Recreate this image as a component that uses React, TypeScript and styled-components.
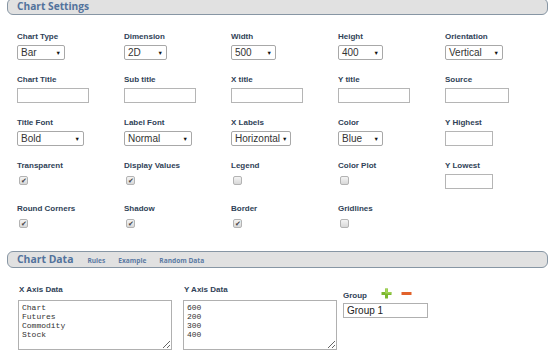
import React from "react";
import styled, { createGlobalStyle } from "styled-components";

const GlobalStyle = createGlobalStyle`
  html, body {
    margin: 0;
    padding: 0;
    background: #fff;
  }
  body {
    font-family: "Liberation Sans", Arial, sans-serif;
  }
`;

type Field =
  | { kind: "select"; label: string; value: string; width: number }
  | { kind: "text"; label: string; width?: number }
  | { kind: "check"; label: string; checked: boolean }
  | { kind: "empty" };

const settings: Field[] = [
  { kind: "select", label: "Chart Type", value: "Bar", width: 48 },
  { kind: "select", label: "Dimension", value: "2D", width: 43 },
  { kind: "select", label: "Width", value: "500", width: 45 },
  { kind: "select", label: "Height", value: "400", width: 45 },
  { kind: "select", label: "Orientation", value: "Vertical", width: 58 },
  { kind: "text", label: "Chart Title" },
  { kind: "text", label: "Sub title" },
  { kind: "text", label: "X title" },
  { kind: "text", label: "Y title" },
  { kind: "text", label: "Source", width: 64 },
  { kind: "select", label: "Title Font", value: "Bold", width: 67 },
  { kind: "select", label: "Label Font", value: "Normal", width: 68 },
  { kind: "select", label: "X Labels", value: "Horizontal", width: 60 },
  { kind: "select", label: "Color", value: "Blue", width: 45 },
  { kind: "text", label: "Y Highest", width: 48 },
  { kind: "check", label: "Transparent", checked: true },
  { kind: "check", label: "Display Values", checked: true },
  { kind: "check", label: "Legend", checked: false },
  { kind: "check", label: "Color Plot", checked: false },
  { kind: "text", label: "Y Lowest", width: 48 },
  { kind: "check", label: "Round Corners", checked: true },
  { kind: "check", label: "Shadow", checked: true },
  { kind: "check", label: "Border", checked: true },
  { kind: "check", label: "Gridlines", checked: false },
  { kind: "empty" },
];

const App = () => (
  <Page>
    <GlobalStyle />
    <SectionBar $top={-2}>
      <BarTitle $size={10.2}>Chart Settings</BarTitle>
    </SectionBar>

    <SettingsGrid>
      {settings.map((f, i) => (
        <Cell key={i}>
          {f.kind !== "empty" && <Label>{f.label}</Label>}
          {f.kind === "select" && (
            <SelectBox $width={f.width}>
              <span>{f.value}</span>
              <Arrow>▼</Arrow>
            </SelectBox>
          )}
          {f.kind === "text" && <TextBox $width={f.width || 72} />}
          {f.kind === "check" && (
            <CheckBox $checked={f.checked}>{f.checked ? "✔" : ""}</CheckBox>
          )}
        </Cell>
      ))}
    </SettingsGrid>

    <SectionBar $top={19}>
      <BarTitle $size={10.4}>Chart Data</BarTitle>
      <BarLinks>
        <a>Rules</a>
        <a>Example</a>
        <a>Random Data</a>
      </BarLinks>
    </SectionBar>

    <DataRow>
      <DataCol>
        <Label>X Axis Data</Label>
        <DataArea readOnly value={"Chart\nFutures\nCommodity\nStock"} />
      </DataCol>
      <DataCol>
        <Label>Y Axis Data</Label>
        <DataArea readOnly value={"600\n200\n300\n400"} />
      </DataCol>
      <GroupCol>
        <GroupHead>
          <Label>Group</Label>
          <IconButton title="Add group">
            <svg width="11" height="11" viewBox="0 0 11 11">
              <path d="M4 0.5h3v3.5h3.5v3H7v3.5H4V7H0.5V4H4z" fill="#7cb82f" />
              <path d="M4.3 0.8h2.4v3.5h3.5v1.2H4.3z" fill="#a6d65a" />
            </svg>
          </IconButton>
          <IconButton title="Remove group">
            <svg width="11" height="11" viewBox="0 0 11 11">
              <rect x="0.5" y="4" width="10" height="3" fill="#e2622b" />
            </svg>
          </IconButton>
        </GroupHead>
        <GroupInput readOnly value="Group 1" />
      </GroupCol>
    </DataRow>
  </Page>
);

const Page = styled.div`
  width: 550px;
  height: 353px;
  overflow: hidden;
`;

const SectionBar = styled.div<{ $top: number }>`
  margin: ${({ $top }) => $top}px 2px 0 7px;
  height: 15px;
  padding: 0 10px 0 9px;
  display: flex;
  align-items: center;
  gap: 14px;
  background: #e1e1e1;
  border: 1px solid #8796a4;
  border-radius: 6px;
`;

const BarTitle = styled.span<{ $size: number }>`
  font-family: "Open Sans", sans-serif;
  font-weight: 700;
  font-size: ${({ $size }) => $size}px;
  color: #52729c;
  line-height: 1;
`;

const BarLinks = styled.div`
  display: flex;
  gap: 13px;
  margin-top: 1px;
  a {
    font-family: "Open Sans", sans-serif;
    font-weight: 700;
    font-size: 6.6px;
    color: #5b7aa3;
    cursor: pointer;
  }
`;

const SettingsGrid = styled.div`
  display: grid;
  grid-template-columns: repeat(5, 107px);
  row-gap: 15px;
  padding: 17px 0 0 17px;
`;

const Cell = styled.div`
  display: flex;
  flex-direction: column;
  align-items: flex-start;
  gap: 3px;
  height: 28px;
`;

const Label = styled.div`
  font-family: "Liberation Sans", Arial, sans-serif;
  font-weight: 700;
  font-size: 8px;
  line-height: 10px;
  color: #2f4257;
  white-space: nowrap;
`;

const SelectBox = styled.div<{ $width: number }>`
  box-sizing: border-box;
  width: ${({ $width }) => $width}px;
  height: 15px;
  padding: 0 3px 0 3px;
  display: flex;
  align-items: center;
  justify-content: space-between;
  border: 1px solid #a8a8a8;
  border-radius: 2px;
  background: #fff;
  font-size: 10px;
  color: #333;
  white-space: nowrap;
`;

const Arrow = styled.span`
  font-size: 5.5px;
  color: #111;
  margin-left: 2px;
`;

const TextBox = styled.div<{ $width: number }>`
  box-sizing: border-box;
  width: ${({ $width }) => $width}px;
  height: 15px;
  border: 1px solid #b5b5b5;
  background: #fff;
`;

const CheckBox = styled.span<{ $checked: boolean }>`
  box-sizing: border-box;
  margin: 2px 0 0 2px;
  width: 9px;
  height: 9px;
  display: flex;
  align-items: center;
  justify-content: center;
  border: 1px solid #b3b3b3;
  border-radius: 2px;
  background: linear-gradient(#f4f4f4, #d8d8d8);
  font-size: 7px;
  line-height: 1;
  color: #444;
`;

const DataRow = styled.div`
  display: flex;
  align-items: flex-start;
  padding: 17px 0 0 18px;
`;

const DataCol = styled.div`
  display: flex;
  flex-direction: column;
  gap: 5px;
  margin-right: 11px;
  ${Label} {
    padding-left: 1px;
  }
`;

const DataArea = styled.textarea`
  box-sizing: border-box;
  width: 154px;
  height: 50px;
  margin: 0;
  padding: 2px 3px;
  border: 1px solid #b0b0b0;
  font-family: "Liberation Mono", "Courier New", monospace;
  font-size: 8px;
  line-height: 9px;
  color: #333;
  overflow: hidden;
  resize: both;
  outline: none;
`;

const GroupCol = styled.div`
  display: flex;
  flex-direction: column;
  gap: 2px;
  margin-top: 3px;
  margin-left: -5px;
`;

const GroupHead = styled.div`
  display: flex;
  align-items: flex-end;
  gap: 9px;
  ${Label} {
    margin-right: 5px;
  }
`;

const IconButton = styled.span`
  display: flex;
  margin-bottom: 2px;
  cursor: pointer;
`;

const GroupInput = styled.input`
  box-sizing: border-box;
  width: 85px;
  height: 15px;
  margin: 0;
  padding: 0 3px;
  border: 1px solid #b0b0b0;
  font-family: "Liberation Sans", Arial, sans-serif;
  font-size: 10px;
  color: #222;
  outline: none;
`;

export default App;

+ + + + + + +

#### [WHAT TO WORK ON]
Repeat the material above in full and unchanged, minus its images.

#### [RESPONSE FOR THIS EXERCISE]
Recreate this image as a component that uses React, TypeScript and styled-components.
import React from "react";
import styled, { createGlobalStyle } from "styled-components";

const GlobalStyle = createGlobalStyle`
  html, body {
    margin: 0;
    padding: 0;
    background: #fff;
  }
  body {
    font-family: "Liberation Sans", Arial, sans-serif;
  }
`;

type Field =
  | { kind: "select"; label: string; value: string; width: number }
  | { kind: "text"; label: string; width?: number }
  | { kind: "check"; label: string; checked: boolean }
  | { kind: "empty" };

const settings: Field[] = [
  { kind: "select", label: "Chart Type", value: "Bar", width: 48 },
  { kind: "select", label: "Dimension", value: "2D", width: 43 },
  { kind: "select", label: "Width", value: "500", width: 45 },
  { kind: "select", label: "Height", value: "400", width: 45 },
  { kind: "select", label: "Orientation", value: "Vertical", width: 58 },
  { kind: "text", label: "Chart Title" },
  { kind: "text", label: "Sub title" },
  { kind: "text", label: "X title" },
  { kind: "text", label: "Y title" },
  { kind: "text", label: "Source", width: 64 },
  { kind: "select", label: "Title Font", value: "Bold", width: 67 },
  { kind: "select", label: "Label Font", value: "Normal", width: 68 },
  { kind: "select", label: "X Labels", value: "Horizontal", width: 60 },
  { kind: "select", label: "Color", value: "Blue", width: 45 },
  { kind: "text", label: "Y Highest", width: 48 },
  { kind: "check", label: "Transparent", checked: true },
  { kind: "check", label: "Display Values", checked: true },
  { kind: "check", label: "Legend", checked: false },
  { kind: "check", label: "Color Plot", checked: false },
  { kind: "text", label: "Y Lowest", width: 48 },
  { kind: "check", label: "Round Corners", checked: true },
  { kind: "check", label: "Shadow", checked: true },
  { kind: "check", label: "Border", checked: true },
  { kind: "check", label: "Gridlines", checked: false },
  { kind: "empty" },
];

const App = () => (
  <Page>
    <GlobalStyle />
    <SectionBar $top={-2}>
      <BarTitle $size={10.2}>Chart Settings</BarTitle>
    </SectionBar>

    <SettingsGrid>
      {settings.map((f, i) => (
        <Cell key={i}>
          {f.kind !== "empty" && <Label>{f.label}</Label>}
          {f.kind === "select" && (
            <SelectBox $width={f.width}>
              <span>{f.value}</span>
              <Arrow>▼</Arrow>
            </SelectBox>
          )}
          {f.kind === "text" && <TextBox $width={f.width || 72} />}
          {f.kind === "check" && (
            <CheckBox $checked={f.checked}>{f.checked ? "✔" : ""}</CheckBox>
          )}
        </Cell>
      ))}
    </SettingsGrid>

    <SectionBar $top={19}>
      <BarTitle $size={10.4}>Chart Data</BarTitle>
      <BarLinks>
        <a>Rules</a>
        <a>Example</a>
        <a>Random Data</a>
      </BarLinks>
    </SectionBar>

    <DataRow>
      <DataCol>
        <Label>X Axis Data</Label>
        <DataArea readOnly value={"Chart\nFutures\nCommodity\nStock"} />
      </DataCol>
      <DataCol>
        <Label>Y Axis Data</Label>
        <DataArea readOnly value={"600\n200\n300\n400"} />
      </DataCol>
      <GroupCol>
        <GroupHead>
          <Label>Group</Label>
          <IconButton title="Add group">
            <svg width="11" height="11" viewBox="0 0 11 11">
              <path d="M4 0.5h3v3.5h3.5v3H7v3.5H4V7H0.5V4H4z" fill="#7cb82f" />
              <path d="M4.3 0.8h2.4v3.5h3.5v1.2H4.3z" fill="#a6d65a" />
            </svg>
          </IconButton>
          <IconButton title="Remove group">
            <svg width="11" height="11" viewBox="0 0 11 11">
              <rect x="0.5" y="4" width="10" height="3" fill="#e2622b" />
            </svg>
          </IconButton>
        </GroupHead>
        <GroupInput readOnly value="Group 1" />
      </GroupCol>
    </DataRow>
  </Page>
);

const Page = styled.div`
  width: 550px;
  height: 353px;
  overflow: hidden;
`;

const SectionBar = styled.div<{ $top: number }>`
  margin: ${({ $top }) => $top}px 2px 0 7px;
  height: 15px;
  padding: 0 10px 0 9px;
  display: flex;
  align-items: center;
  gap: 14px;
  background: #e1e1e1;
  border: 1px solid #8796a4;
  border-radius: 6px;
`;

const BarTitle = styled.span<{ $size: number }>`
  font-family: "Open Sans", sans-serif;
  font-weight: 700;
  font-size: ${({ $size }) => $size}px;
  color: #52729c;
  line-height: 1;
`;

const BarLinks = styled.div`
  display: flex;
  gap: 13px;
  margin-top: 1px;
  a {
    font-family: "Open Sans", sans-serif;
    font-weight: 700;
    font-size: 6.6px;
    color: #5b7aa3;
    cursor: pointer;
  }
`;

const SettingsGrid = styled.div`
  display: grid;
  grid-template-columns: repeat(5, 107px);
  row-gap: 15px;
  padding: 17px 0 0 17px;
`;

const Cell = styled.div`
  display: flex;
  flex-direction: column;
  align-items: flex-start;
  gap: 3px;
  height: 28px;
`;

const Label = styled.div`
  font-family: "Liberation Sans", Arial, sans-serif;
  font-weight: 700;
  font-size: 8px;
  line-height: 10px;
  color: #2f4257;
  white-space: nowrap;
`;

const SelectBox = styled.div<{ $width: number }>`
  box-sizing: border-box;
  width: ${({ $width }) => $width}px;
  height: 15px;
  padding: 0 3px 0 3px;
  display: flex;
  align-items: center;
  justify-content: space-between;
  border: 1px solid #a8a8a8;
  border-radius: 2px;
  background: #fff;
  font-size: 10px;
  color: #333;
  white-space: nowrap;
`;

const Arrow = styled.span`
  font-size: 5.5px;
  color: #111;
  margin-left: 2px;
`;

const TextBox = styled.div<{ $width: number }>`
  box-sizing: border-box;
  width: ${({ $width }) => $width}px;
  height: 15px;
  border: 1px solid #b5b5b5;
  background: #fff;
`;

const CheckBox = styled.span<{ $checked: boolean }>`
  box-sizing: border-box;
  margin: 2px 0 0 2px;
  width: 9px;
  height: 9px;
  display: flex;
  align-items: center;
  justify-content: center;
  border: 1px solid #b3b3b3;
  border-radius: 2px;
  background: linear-gradient(#f4f4f4, #d8d8d8);
  font-size: 7px;
  line-height: 1;
  color: #444;
`;

const DataRow = styled.div`
  display: flex;
  align-items: flex-start;
  padding: 17px 0 0 18px;
`;

const DataCol = styled.div`
  display: flex;
  flex-direction: column;
  gap: 5px;
  margin-right: 11px;
  ${Label} {
    padding-left: 1px;
  }
`;

const DataArea = styled.textarea`
  box-sizing: border-box;
  width: 154px;
  height: 50px;
  margin: 0;
  padding: 2px 3px;
  border: 1px solid #b0b0b0;
  font-family: "Liberation Mono", "Courier New", monospace;
  font-size: 8px;
  line-height: 9px;
  color: #333;
  overflow: hidden;
  resize: both;
  outline: none;
`;

const GroupCol = styled.div`
  display: flex;
  flex-direction: column;
  gap: 2px;
  margin-top: 3px;
  margin-left: -5px;
`;

const GroupHead = styled.div`
  display: flex;
  align-items: flex-end;
  gap: 9px;
  ${Label} {
    margin-right: 5px;
  }
`;

const IconButton = styled.span`
  display: flex;
  margin-bottom: 2px;
  cursor: pointer;
`;

const GroupInput = styled.input`
  box-sizing: border-box;
  width: 85px;
  height: 15px;
  margin: 0;
  padding: 0 3px;
  border: 1px solid #b0b0b0;
  font-family: "Liberation Sans", Arial, sans-serif;
  font-size: 10px;
  color: #222;
  outline: none;
`;

export default App;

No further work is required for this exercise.